I've notice that in Oracle, the query
SELECT COUNT(*) FROM sometable;
is very slow for large tables. It seems like the database it actually going through every row and incrementing a counter one at a time. I would think that there would be a counter somewhere in the table how many rows that table has.
So if I want to check the number of rows in a table in Oracle, what is the fastest way to do that?
If you want just a rough estimate, you can extrapolate from a sample:
SELECT COUNT(*) * 100 FROM sometable SAMPLE (1);
For greater speed (but lower accuracy) you can reduce the sample size:
SELECT COUNT(*) * 1000 FROM sometable SAMPLE (0.1);
For even greater speed (but even worse accuracy) you can use block-wise sampling:
SELECT COUNT(*) * 100 FROM sometable SAMPLE BLOCK (1);
This works great for large tables.
SELECT NUM_ROWS FROM ALL_TABLES WHERE TABLE_NAME = 'TABLE_NAME_IN_UPPERCASE';
For small to medium size tables, following will be ok.
SELECT COUNT(Primary_Key) FROM table_name;
Cheers,
Think about it: the database really has to go to every row to do that. In a multi-user environment my COUNT(*)

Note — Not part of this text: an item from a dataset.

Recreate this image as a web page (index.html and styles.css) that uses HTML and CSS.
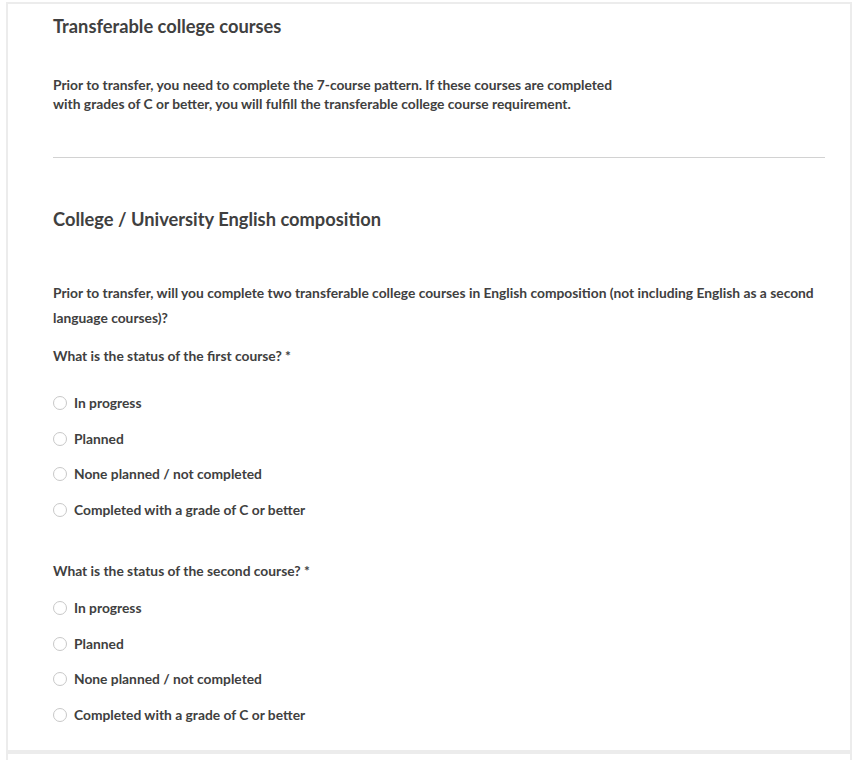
FILE: index.html
```html
<!DOCTYPE html>
<html>
<head>
<meta charset="utf-8">
<link rel="stylesheet" href="styles.css">
</head>
<body>
<div class="card">
  <section class="block">
    <h2 class="title">Transferable college courses</h2>
    <p class="intro">Prior to transfer, you need to complete the 7-course pattern. If these courses are completed<br>with grades of C or better, you will fulfill the transferable college course requirement.</p>
    <hr class="rule">
    <h2 class="title title-2">College / University English composition</h2>
    <p class="question">Prior to transfer, will you complete two transferable college courses in English composition (not including English as a second language courses)?</p>
    <p class="label label-1">What is the status of the first course? *</p>
    <div class="options options-1">
      <label class="opt"><span class="radio"></span>In progress</label>
      <label class="opt"><span class="radio"></span>Planned</label>
      <label class="opt"><span class="radio"></span>None planned / not completed</label>
      <label class="opt"><span class="radio"></span>Completed with a grade of C or better</label>
    </div>
    <p class="label label-2">What is the status of the second course? *</p>
    <div class="options options-2">
      <label class="opt"><span class="radio"></span>In progress</label>
      <label class="opt"><span class="radio"></span>Planned</label>
      <label class="opt"><span class="radio"></span>None planned / not completed</label>
      <label class="opt"><span class="radio"></span>Completed with a grade of C or better</label>
    </div>
  </section>
  <div class="sep"></div>
  <section class="block next"></section>
</div>
</body>
</html>
```
FILE: styles.css
```css
html, body { margin: 0; padding: 0; background: #fff; }
body {
  font-family: Lato, "Open Sans", sans-serif;
  color: #404040;
  padding: 2px 6px 0 6px;
  height: 760px;
  overflow: hidden;
  box-sizing: border-box;
}
.card {
  border: 2px solid #ececec;
  border-bottom: none;
}
.block {
  padding: 10px 25px 25px 45px;
}
.title {
  margin: 0;
  font-size: 18.3px;
  font-weight: 700;
  line-height: 24px;
  color: #404040;
}
.intro {
  margin: 37px 0 0 0;
  font-size: 13.8px;
  font-weight: 700;
  line-height: 19px;
}
.rule {
  border: 0;
  border-top: 1px solid #d2d2d2;
  margin: 44px 0 0 0;
}
.title-2 {
  margin-top: 49px;
}
.question {
  margin: 49px 0 0 0;
  font-size: 13.8px;
  font-weight: 700;
  line-height: 25px;
}
.label {
  margin: 0;
  font-size: 13.8px;
  font-weight: 700;
  line-height: 20px;
}
.label-1 { margin-top: 16px; }
.label-2 { margin-top: 41px; }
.options {
  display: flex;
  flex-direction: column;
  gap: 15.7px;
}
.options-1 { margin-top: 27px; }
.options-2 { margin-top: 17px; }
.opt {
  display: flex;
  align-items: center;
  gap: 7px;
  font-size: 13.8px;
  font-weight: 700;
  line-height: 20px;
}
.radio {
  width: 12px;
  height: 12px;
  border: 1px solid #c8c8c8;
  border-radius: 50%;
  box-sizing: content-box;
}
.sep {
  height: 4px;
  background: #ececec;
}
.next { height: 40px; padding: 0; }
```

could be different from your COUNT(*)
. It would be impractical to have a different counter for each and every session so you have literally to count the rows. Most of the time anyway you would have a WHERE clause or a JOIN in your query so your hypothetical counter would be of litte practical value.
There are ways to speed up things however: if you have an INDEX on a NOT NULL column Oracle will count the rows of the index instead of the table. In a proper relational model all tables have a primary key so the COUNT(*)
will use the index of the primary key.
Bitmap index have entries for NULL rows so a COUNT(*) will use a bitmap index if there is one available.